Not many presidents retained friendships from as far back as high school, although George W. Bush had close friends from his prep school days at Andover. John F. Kennedy had his band of brothers from wartime. Some, like Bill Clinton and Ronald Reagan, counted later acquaintances among political donors as friends.
But generally, said presidential biographer Doris Kearns Goodwin, "It does seem like these presidents need to find a sanctuary — whether it’s a place or a group of people — where they can just be themselves and feel the connection from the present to the past." High school friends who predate adulthood and professional attainments often know each other’s siblings, parents, even grandparents — and know each other in a way that later friends often cannot.
"I brood," Obama’s friend Ramos said a few years ago. "He’s not like that."
Ramos was a year ahead of Obama’s Punahou Class of ’79 but played with him on the basketball team. Like Obama, he was of mixed parentage — the son of a Filipino father and a Czech mother — and his parents were divorced. He knew the "really small apartment" that Obama lived in with his grandparents and what a talker "Gramps" was.
Although the Choom Gang has come to define Obama’s high school circle — owing partly to the president’s memoir, "Dreams from My Father," and a notation that Obama made in his senior yearbook thanking the Choom Gang for good times — Ramos said in an interview after leaving Oahu this week that the phrase does not describe their circle. He said only Orme, another Punahou hoops player, was in the gang that Obama described.
But while they did enjoy marijuana, Ramos acknowledged, "We played a lot more basketball than we smoked pot."
Get-togethers in the decades after high school were rare as the men built careers and families, although Ramos, Titcomb and Orme attended the Obamas’ Chicago wedding in 1992. Only Titcomb stayed in Hawaii. Obama and the others often would visit family members there at Christmas, and on occasion the men would meet, but it was not until 2004 that they agreed to gather annually.
That first year, Ramos said, "I remember coming home from a golf outing and literally starting to cry," so emotional was the contrast he felt between their friendships and the "transactional" ones he said he had since formed as a businessman.
"For me it’s the unconditional love, it’s the nontransactional nature of the relationship — that enduring quality. That is something that I really value," he said.
Likewise for Obama, it seems. The Hawaii holidays became "more and more appealing," he said in an interview just after he began his run for president.
"Hawaii is a remarkable place," he said. "It remains a refuge for me when I travel there during the winter, my family and I, and see friends from high school."
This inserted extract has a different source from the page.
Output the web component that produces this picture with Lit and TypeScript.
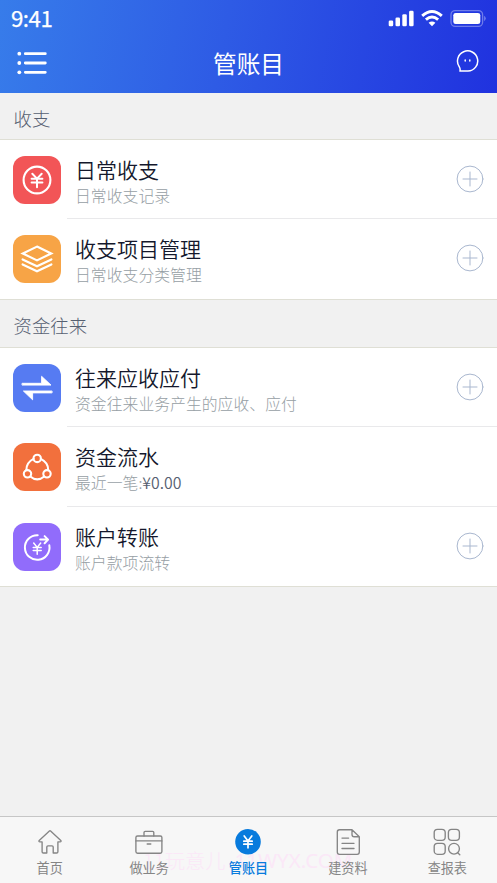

In December 2006, as Obama decided on his first presidential campaign, the friends talked about how the race would complicate their next getaway. The Obamas did skip Hawaii in 2007, and instead the friends joined Obama in wintry Iowa for the January 2008 presidential caucuses. But twice that year the group gathered in Hawaii — in August before the Democratic National Convention and in December after Obama’s election.
In April 2011, Titcomb was arrested on a charge of soliciting prostitution in a Honolulu sting operation, but the reunions with the president never stopped. Obama’s concern, Axelrod said, was for Titcomb, whose arrest was international news because he "happened to be Barack Obama’s friend."
Titcomb was golfing with the president within hours of the Obamas’ Dec. 21 arrival on Oahu. He attended a college basketball game with the first family the next day, and this week he and his wife hosted their annual barbecue for the other families, including those of the Obamas’ Chicago friends, Eric Whitaker and Marty Nesbitt.
Orme was unable to travel to Hawaii for the recent holiday, but the others called him twice. They marked the 10th year of their rendezvous by looking through old photos, Ramos said, "of when the kids were young and the dads had dark hair." And of course, he said, they all — the president included — reflected on the past year.
But, said Ramos, who is in the process of a divorce, "We probably spent more time talking about my situation than we did about his."